Pada Idul Kurban itulah kita menyembelih sapi, sebagai salah satu syarat wajib bagi ummat Islam yang mampu. Sapi, sudah lama menjadi bagian dari kehidupan manusia. Dengan begitu, sapi tak protes, dan kita pun jarang menolak. Bahkan, semakin banyak yang disembelih, dan semakin banyak pula sapi yang akan dipelihara.
Tuhan pun mengganti kepala Ismail menjadi hewan ternak. Hewan yang di bawah kendali manusia. Kekerasan disalurkan di sana. Darah mengucur. Sebagian dari kita, tersegarkan. Genetika nenek moyang kita yang membunuh hewan buas mencuat kembali.
Namun, apakah ini membantu mengurangi nafsu kita akan kekuasaan dan tentu kekerasan?

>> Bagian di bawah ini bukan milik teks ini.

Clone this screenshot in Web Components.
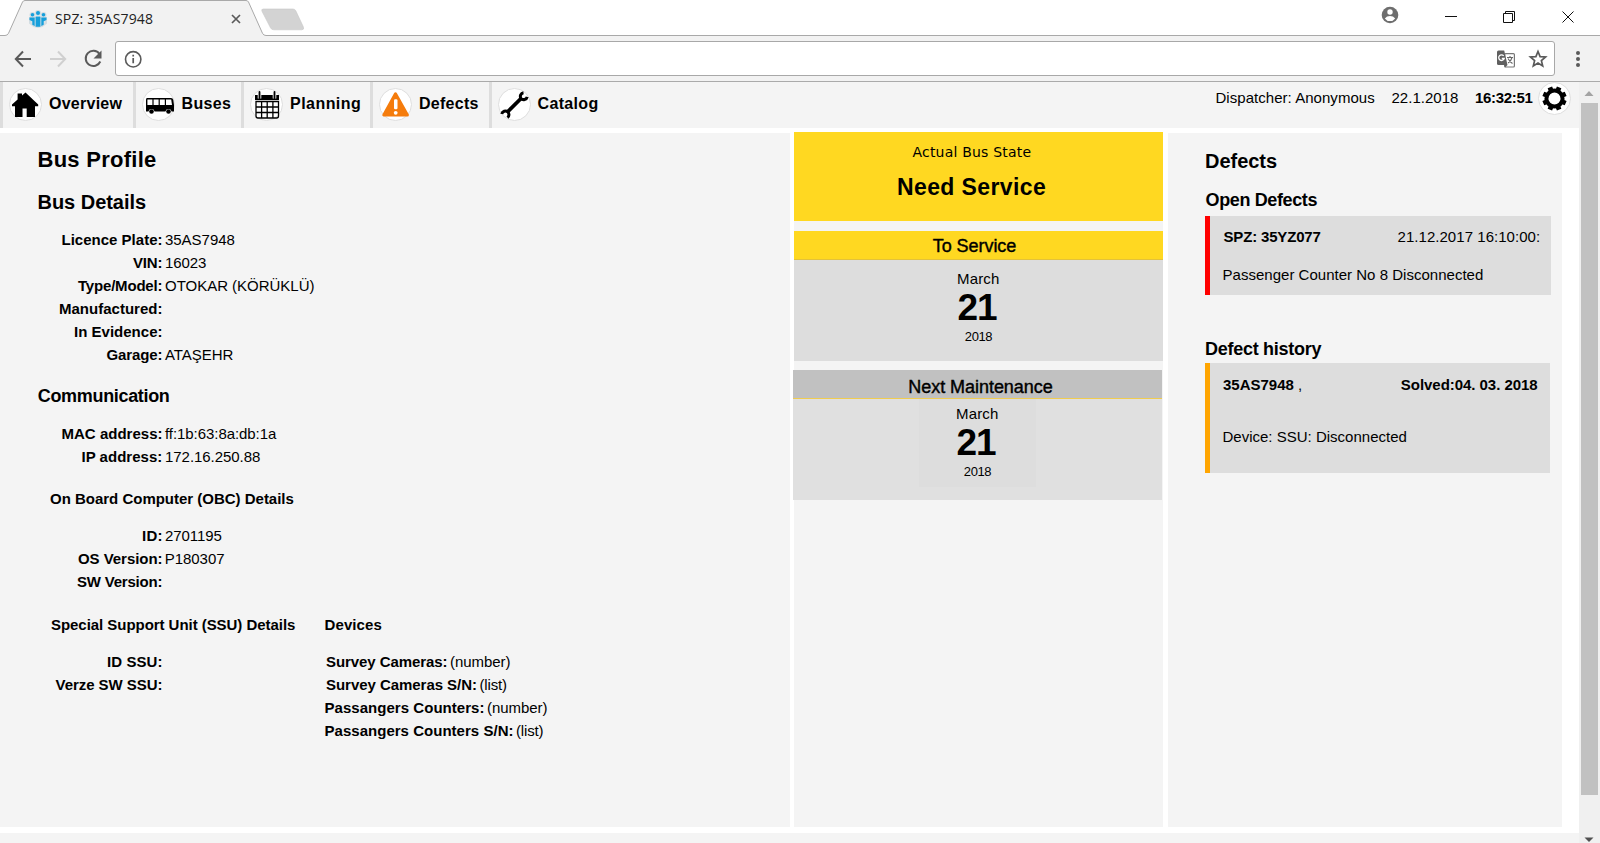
<!DOCTYPE html>
<html lang="en">
<head>
<meta charset="utf-8">
<title>SPZ: 35AS7948</title>
<style>
body{margin:0;width:1600px;height:843px;overflow:hidden;background:#fff;color:#000;font:15px/23px "Liberation Sans",Arial,sans-serif}
</style>
</head>
<body>
<bus-app></bus-app>
<script>
const define = (name, html, setup) => {
  const tpl = document.createElement('template');
  tpl.innerHTML = html;
  customElements.define(name, class extends HTMLElement {
    connectedCallback() {
      if (this.shadowRoot) return;
      const get = a => this.getAttribute(a) || '';
      this.attachShadow({mode: 'open'}).append(tpl.content.cloneNode(true));
      if (setup) setup(this, this.shadowRoot, get);
    }
  });
};

/* Text tracked so that its ink fills the width given in "w". */
const pen = document.createElement('canvas').getContext('2d');
define('fit-text', `<style>
:host{display:inline-block;white-space:pre;flex:none}
span{display:block}
</style><span><slot></slot></span>`, (el, root, get) => {
  const cs = getComputedStyle(el), text = el.textContent, span = root.querySelector('span');
  pen.font = `${cs.fontWeight} ${cs.fontSize} ${cs.fontFamily}`;
  const m = pen.measureText(text), w = parseFloat(get('w'));
  const ink = m.actualBoundingBoxLeft + m.actualBoundingBoxRight;
  el.style.width = w + 'px';
  if (text.length > 1) span.style.letterSpacing = ((w - ink) / (text.length - 1)).toFixed(3) + 'px';
  span.style.marginLeft = m.actualBoundingBoxLeft.toFixed(2) + 'px';
});

const ICONS = {
  home: '<path d="M16.500 4.500 13 7.600V5.400H8.600v6L3 16.600v1.600h3V29h7.500v-8.600h4.200V29H26V18.200h3.200v-1.600Z"/>',
  bus: '<path fill-rule="evenodd" d="M5 10h24q2 0 2.300 2l.7 5v6.500h-2.400a3.200 3.200 0 0 0-6.200 0H12.600a3.200 3.200 0 0 0-6.200 0H4V12q0-2 1-2ZM5.400 11.600V17h5v-5.400ZM11.600 11.600V17h5v-5.400ZM17.800 11.600V17h5v-5.400ZM24 11.600V17h6l-.8-5.400Z"/><circle cx="9.500" cy="23.500" r="2.300"/><circle cx="26.500" cy="23.500" r="2.300"/>',
  calendar: '<path d="M5 7h24v5H5Z"/><path d="M9.500 4.500v6M24.500 4.500v6" stroke="#f8f8f8" stroke-width="3.600"/><path d="M9.500 4v6M24.500 4v6" stroke="#000" stroke-width="1.800" stroke-linecap="round"/><path fill="none" stroke="#000" stroke-width="1.300" d="M6 13.500h22.500V28q0 2-2 2H8q-2 0-2-2ZM6 19h22.500M6 24.500h22.500M11.600 13.500V30M17.200 13.500V30M22.900 13.500V30"/>',
  warn: '<path fill="#f57c0c" stroke="#f57c0c" stroke-width="3" stroke-linejoin="round" d="M16.500 5.800 4.800 27h23.600Z"/><rect x="15" y="11.300" width="3.500" height="10" rx="1.200" fill="#fff"/><circle cx="16.700" cy="24.800" r="1.900" fill="#fff"/>',
  wrench: '<path stroke="#000" stroke-width="3.800" d="M9 24.500 23.500 10"/><path fill="none" stroke="#000" stroke-width="3" d="M25.500 4.800a3.600 3.600 0 0 0-2.500 5.600 3.600 3.600 0 0 0 6.200-1.600M9.500 29.600a3.700 3.700 0 0 0 .3-5.600 3.600 3.600 0 0 0-6 2"/>',
  gear: '<g transform="rotate(22.500 16.500 16.500)"><circle cx="16.500" cy="16.500" r="8" fill="none" stroke="#000" stroke-width="4"/><path id="t" d="M16.500 4.400v3.800M16.500 24.800v3.800M4.400 16.500h3.800M24.800 16.500h3.800" stroke="#000" stroke-width="4.800"/><path d="M16.500 4.400v3.800M16.500 24.800v3.800M4.400 16.500h3.800M24.800 16.500h3.800" stroke="#000" stroke-width="4.800" transform="rotate(45 16.500 16.500)"/></g>'
};
define('round-icon', `<style>
:host{display:block;flex:none;width:33px;height:33px}
svg{display:block}
</style><svg width="33" height="33" viewBox="0 0 33 33"><circle cx="16.500" cy="16.500" r="16" fill="#fff" stroke="#dedede"/><g></g></svg>`,
(el, root, get) => { root.querySelector('g').innerHTML = ICONS[get('name')]; });

define('nav-item', `<style>
:host{display:flex;box-sizing:border-box;height:46px;border-left:3px solid #ddd;padding:6px 0 0 var(--pad,6px);font:bold 16px/24px "Liberation Sans",Arial,sans-serif}
div{padding:4px 0 0 7px}
</style><slot name="icon"></slot><div><slot></slot></div>`);

define('info-row', `<style>
:host{display:flex;height:23px;gap:3.500px}
.l{font-weight:bold;display:flex;justify-content:flex-end;width:var(--label,161.500px)}
</style><div class="l"><slot name="label"></slot></div><slot></slot>`);

define('chrome-tabs', `<style>
:host{display:block;height:36px;position:relative;background:#fff}
svg{display:block}
.t{position:absolute;left:55px;top:7px;font:14px/23px "Open Sans","Noto Sans",sans-serif;color:#222}
</style>
<svg width="1600" height="36" viewBox="0 0 1600 36">
<path d="M0 36v-.500h5q2.500 0 3.500-2.200L22.500 2q.8-1.500 2.500-1.500h221q1.700 0 2.500 1.500l14 31.300q1 2.200 3.500 2.200h1334v.500Z" fill="#f2f2f2"/>
<path d="M0 35.500h5q2.500 0 3.500-2.200L22.500 2q.8-1.500 2.500-1.500h221q1.700 0 2.500 1.500l14 31.300q1 2.200 3.500 2.200h1334" fill="none" stroke="#a9a9a9"/>
<path d="M263.500 9h29.500q2 0 2.800 1.800l7.500 16q1.200 3-1.500 3h-28q-2.300 0-3.300-2l-8.500-16.500q-1-2.300 1.500-2.300Z" fill="#d3d3d3" stroke="#c8c8c8" stroke-width=".6"/>
<g fill="#d9e3e8" stroke="#d3dde2" stroke-width="2"><circle cx="38" cy="13" r="2"/><circle cx="32.500" cy="15" r="2"/><circle cx="43.500" cy="15" r="2"/><path d="M30 18h16v5l-4 3-4 1-4-1-4-3Z"/></g>
<g fill="#169fdb"><circle cx="38" cy="13" r="2"/><circle cx="32.500" cy="14.800" r="1.800"/><circle cx="43.500" cy="14.800" r="1.800"/><path d="M35.600 16.500h4.800v10.300h-4.800ZM29.500 17.500h5.200v8.400l-2.400-1.200v-3.500l-2.800-1.200ZM46.500 17.500h-5.200v8.400l2.400-1.200v-3.500l2.800-1.200Z"/></g>
<path d="m232 15 8 8m0-8-8 8" stroke="#5a5a5a" stroke-width="1.700"/>
<circle cx="1390" cy="15" r="8.300" fill="#6e6e6e"/><circle cx="1390" cy="12" r="2.700" fill="#fff"/><path d="M1384.800 18.400q2-2.400 5.200-2.400t5.200 2.400q-2 2.700-5.200 2.700t-5.200-2.700Z" fill="#fff"/>
<g fill="none" stroke="#111" stroke-width="1"><path d="M1445 16.500h12M1562.500 11.500l11 11m0-11-11 11"/><path d="M1503.500 13.500h9v9h-9ZM1505.500 13.500v-2h9v9h-2"/></g>
</svg>
<fit-text class="t" w="98">SPZ: 35AS7948</fit-text>`);

define('chrome-bar', `<style>
:host{display:flex;box-sizing:border-box;height:46px;background:#f2f2f2;border-bottom:1px solid #aaa;padding-top:5px}
.a{flex:none;width:115px;height:36px}
.f{box-sizing:border-box;width:1440px;height:35px;border:1px solid #a8a8a8;border-radius:3px;background:#fff;display:flex;justify-content:space-between}
svg{display:block}
</style>
<svg class="a" viewBox="0 41 115 36"><g fill="none" stroke="#5a5a5a" stroke-width="2"><path d="M31 59H16M23 51.500 15.800 59l7.200 7.500"/><path stroke="#d0d0d0" d="M50 59h15M58 51.500l7.200 7.500-7.200 7.500"/><path d="M99.500 54a7.600 7.600 0 1 0 .8 7.500"/></g><path d="M101.500 50.500v8h-8Z" fill="#5a5a5a"/></svg>
<div class="f">
<svg width="40" height="33" viewBox="116 42 40 33"><circle cx="133.200" cy="59.300" r="7.700" fill="none" stroke="#5a5a5a" stroke-width="1.600"/><path d="M133.200 58v5.200M133.200 54.800v1.700" stroke="#5a5a5a" stroke-width="1.700"/></svg>
<svg width="60" height="33" viewBox="1494 42 60 33"><rect x="1504.600" y="53.600" width="9.800" height="13.400" rx="1" fill="#fff" stroke="#777" stroke-width="1.200"/><path d="M1498.500 50.500h5.700l3.300 14.500h-9q-1.500 0-1.500-1.500V52q0-1.500 1.500-1.500Z" fill="#5f5f5f"/><path d="m1507.500 65-2.500 2.500-.5-2.500Z" fill="#5f5f5f"/><path d="M1503.700 55.900a2.800 2.800 0 1 0 .5 2.600h-2.400" fill="none" stroke="#fff" stroke-width="1.300"/><path d="M1507 57.500h6M1510 56v1.500M1512 57.500q-1 4-4 5.500M1508 58.500q1.500 3 4.500 5" fill="none" stroke="#666" stroke-width="1.100"/>
<path d="m1538 51.500 2.100 5.100 5.500.4-4.200 3.600 1.300 5.400-4.700-2.900-4.700 2.900 1.300-5.400-4.200-3.600 5.500-.4Z" fill="none" stroke="#5a5a5a" stroke-width="1.700"/></svg>
</div>
<svg width="45" height="36" viewBox="1555 41 45 36" fill="#5a5a5a"><circle cx="1578" cy="53" r="2"/><circle cx="1578" cy="59" r="2"/><circle cx="1578" cy="65" r="2"/></svg>`);

define('scroll-rail', `<style>
:host{display:flex;flex-direction:column;align-items:center;width:21px;height:761px;background:#f0f0f0}
div{width:17px;height:692px;background:#c1c1c1}
svg{display:block}
</style>
<svg width="21" height="21"><path d="M5.500 14h9L10 9Z" fill="#a3a3a3"/></svg><div></div>
<svg width="21" height="48"><path d="M5.500 42.500h9L10 47Z" fill="#505050"/></svg>`);

define('top-nav', `<style>
:host{display:flex;height:46px;background:#f4f4f4;width:1579px}
.s{margin-left:auto;display:flex;line-height:24px}
.s fit-text{margin-top:4px}
b{display:flex}
</style>
<nav-item style="width:133px"><round-icon slot="icon" name="home"></round-icon><fit-text w="73.500">Overview</fit-text></nav-item>
<nav-item style="width:108px;--pad:5.500px"><round-icon slot="icon" name="bus"></round-icon><fit-text w="48.500" style="margin-left:1px">Buses</fit-text></nav-item>
<nav-item style="width:129px"><round-icon slot="icon" name="calendar"></round-icon><fit-text w="69" style="margin-left:1px">Planning</fit-text></nav-item>
<nav-item style="width:119px"><round-icon slot="icon" name="warn"></round-icon><fit-text w="58.500" style="margin-left:1px">Defects</fit-text></nav-item>
<nav-item style="width:140px;--pad:5.500px"><round-icon slot="icon" name="wrench"></round-icon><fit-text w="60">Catalog</fit-text></nav-item>
<div class="s"><fit-text w="158.500">Dispatcher: Anonymous</fit-text>
<fit-text w="66.500" style="margin-left:16.500px">22.1.2018</fit-text>
<b><fit-text w="57.500" style="margin-left:17px">16:32:51</fit-text></b>
<round-icon name="gear" style="margin:0 8px 0 5.500px"></round-icon></div>`);

define('bus-profile', `<style>
:host{display:block;width:790px;height:694px;background:#f4f4f4;box-sizing:border-box;padding-top:14px}
h1,h2,h3,h4{margin:0 0 0 38.500px;height:24px;line-height:24px;font-size:20px}
h1{font-size:22px;height:25px;line-height:25px}
h2{margin-top:18px}
h3{font-size:18px;margin:18px 0 0 37.800px}
h4{font-size:15px;height:23px;line-height:23px;margin:19px 0 0 50px}
section{padding-top:14px}
.two{display:flex;padding-top:20px}
.two h4{margin-top:0}
.two>div{width:325.500px}
.dev info-row{--label:auto}
</style>
<h1><fit-text w="117.500">Bus Profile</fit-text></h1>
<h2><fit-text w="107.500">Bus Details</fit-text></h2>
<section>
<info-row><fit-text slot="label" w="99">Licence Plate:</fit-text><fit-text w="69.500">35AS7948</fit-text></info-row>
<info-row><fit-text slot="label" w="28.500">VIN:</fit-text><fit-text w="40" style="margin-left:1px">16023</fit-text></info-row>
<info-row><fit-text slot="label" w="83.500">Type/Model:</fit-text><fit-text w="149.500">OTOKAR (KÖRÜKLÜ)</fit-text></info-row>
<info-row><fit-text slot="label" w="101.500">Manufactured:</fit-text></info-row>
<info-row><fit-text slot="label" w="86.500">In Evidence:</fit-text></info-row>
<info-row><fit-text slot="label" w="55">Garage:</fit-text><fit-text w="68.500">ATAŞEHR</fit-text></info-row>
</section>
<h3><fit-text w="131">Communication</fit-text></h3>
<section>
<info-row><fit-text slot="label" w="99">MAC address:</fit-text><fit-text w="112">ff:1b:63:8a:db:1a</fit-text></info-row>
<info-row><fit-text slot="label" w="79">IP address:</fit-text><fit-text w="94" style="margin-left:1px">172.16.250.88</fit-text></info-row>
</section>
<h4><fit-text w="243.500">On Board Computer (OBC) Details</fit-text></h4>
<section>
<info-row><fit-text slot="label" w="18.500">ID:</fit-text><fit-text w="56.500">2701195</fit-text></info-row>
<info-row><fit-text slot="label" w="83.500">OS Version:</fit-text><fit-text w="58.500" style="margin-left:.700px">P180307</fit-text></info-row>
<info-row><fit-text slot="label" w="84.500">SW Version:</fit-text></info-row>
</section>
<div class="two">
<div><h4 style="margin-left:51px"><fit-text w="244">Special Support Unit (SSU) Details</fit-text></h4>
<section>
<info-row><fit-text slot="label" w="53.500">ID SSU:</fit-text></info-row>
<info-row><fit-text slot="label" w="106">Verze SW SSU:</fit-text></info-row>
</section></div>
<div class="dev"><h4 style="margin-left:0"><fit-text w="56">Devices</fit-text></h4>
<section>
<info-row><fit-text slot="label" w="120.500" style="margin-left:.500px">Survey Cameras:</fit-text><fit-text w="60.500">(number)</fit-text></info-row>
<info-row><fit-text slot="label" w="150" style="margin-left:.500px">Survey Cameras S/N:</fit-text><fit-text w="27.500">(list)</fit-text></info-row>
<info-row><fit-text slot="label" w="158">Passangers Counters:</fit-text><fit-text w="60.500">(number)</fit-text></info-row>
<info-row><fit-text slot="label" w="187">Passangers Counters S/N:</fit-text><fit-text w="27.500">(list)</fit-text></info-row>
</section></div>
</div>`);

define('date-card', `<style>
:host{display:block;width:369px;text-align:center}
.h{height:28px;background:var(--bar,#ffd821);border-bottom:1px solid var(--line,#e3c23a);font-size:18px;line-height:24px;-webkit-text-stroke:.4px #000}
.b{height:var(--bh,101px);background:var(--body,#ddd);display:flex;flex-direction:column;align-items:center}
.i{width:117px;height:88px;background:#ddd;display:flex;flex-direction:column;align-items:center;padding-top:var(--top,7px);box-sizing:border-box}
.d{font:bold 37px/36px "Liberation Sans",Arial,sans-serif;margin-right:2px}
.y{font-size:13px;line-height:21px}
</style>
<div class="h"><slot></slot></div>
<div class="b"><div class="i"><fit-text w="41">March</fit-text><fit-text class="d" w="38.500">21</fit-text><fit-text class="y" w="27.500">2018</fit-text></div></div>`);

define('state-column', `<style>
:host{display:block;width:369px;height:694px;background:#f4f4f4}
.s{height:88.500px;margin-top:-1px;background:#ffd821;text-align:center;box-sizing:border-box;padding:9px 14px 0 0}
.s fit-text{display:block;margin:0 auto}
.a{font:14px/23px "DejaVu Sans",Verdana,sans-serif}
.n{font-weight:bold;font-size:23px;line-height:28px}
</style>
<div class="s"><fit-text class="a" w="118">Actual Bus State</fit-text><fit-text class="n" w="147" style="margin-top:9px">Need Service</fit-text></div>
<date-card style="margin-top:10.500px"><fit-text w="83.500" style="margin:3px 8px 0 0">To Service</fit-text></date-card>
<date-card style="margin:9px 0 0 -1px;--bar:#c1c1c1;--line:#f0cc50;--body:#e0e0e0;--top:3px"><fit-text w="143.500" style="margin:5px 0 0 7px">Next Maintenance</fit-text></date-card>`);

define('defect-card', `<style>
:host{display:block;box-sizing:border-box;background:#ddd;border-left:5px solid var(--mark);padding:var(--top,9px) 12px 0 13.500px}
.r{display:flex;justify-content:space-between}
.m{display:flex;margin-top:var(--gap,15px)}
</style><div class="r"><slot name="id"></slot><slot name="when"></slot></div><div class="m"><slot></slot></div>`);

define('defects-panel', `<style>
:host{display:block;width:394px;height:694px;background:#f4f4f4;box-sizing:border-box;padding:16px 0 0 37px}
h2,h3{margin:0 0 0 1px;height:24px;line-height:24px;font-size:20px}
h3{font-size:18px;margin:15px 0 0 .500px}
.b{font-weight:bold}
</style>
<h2><fit-text w="71">Defects</fit-text></h2>
<h3><fit-text w="112">Open Defects</fit-text></h3>
<defect-card style="--mark:#f00;width:346px;height:79px;margin-top:4px">
<fit-text slot="id" class="b" w="97">SPZ: 35YZ077</fit-text><fit-text slot="when" w="141.500">21.12.2017 16:10:00:</fit-text>
<fit-text w="259.500">Passenger Counter No 8 Disconnected</fit-text></defect-card>
<h3 style="margin:42px 0 0 1px"><fit-text w="115.500">Defect history</fit-text></h3>
<defect-card style="--mark:#ffa500;--top:10px;--gap:29px;width:345px;height:110px;margin-top:2px">
<span slot="id" style="display:flex;gap:5.500px;margin-left:-.500px"><fit-text class="b" w="70.500">35AS7948</fit-text><fit-text w="2">,</fit-text></span><fit-text slot="when" class="b" w="136.500" style="margin-right:.700px">Solved:04. 03. 2018</fit-text>
<fit-text w="183">Device: SSU: Disconnected</fit-text></defect-card>`);

define('bus-app', `<style>
:host{display:block;width:1600px;height:843px;overflow:hidden}
.v{display:flex}
.p{width:1579px;height:761px;overflow:hidden}
.c{display:flex;margin-top:5px}
.c state-column{margin:0 5px 0 4px}
.f{height:10px;margin-top:6px;background:#f4f4f4}
</style>
<chrome-tabs></chrome-tabs><chrome-bar></chrome-bar>
<div class="v"><div class="p"><top-nav></top-nav>
<div class="c"><bus-profile></bus-profile><state-column></state-column><defects-panel></defects-panel></div>
<div class="f"></div></div><scroll-rail></scroll-rail></div>`);
</script>
</body>
</html></script>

Nampaknya belum tentu. Mungkin kita akan senasib dengan Hawa, yang tak tahan godaan ular. Ataukah betul bahwa, manusia pada dasarnya adalah hewan juga, yang hanya diselimuti oleh berlapis-lapis makna. Sebagaimana Hawa yang dalam variasi bahasa Semit juga berarti ular atau ular betina.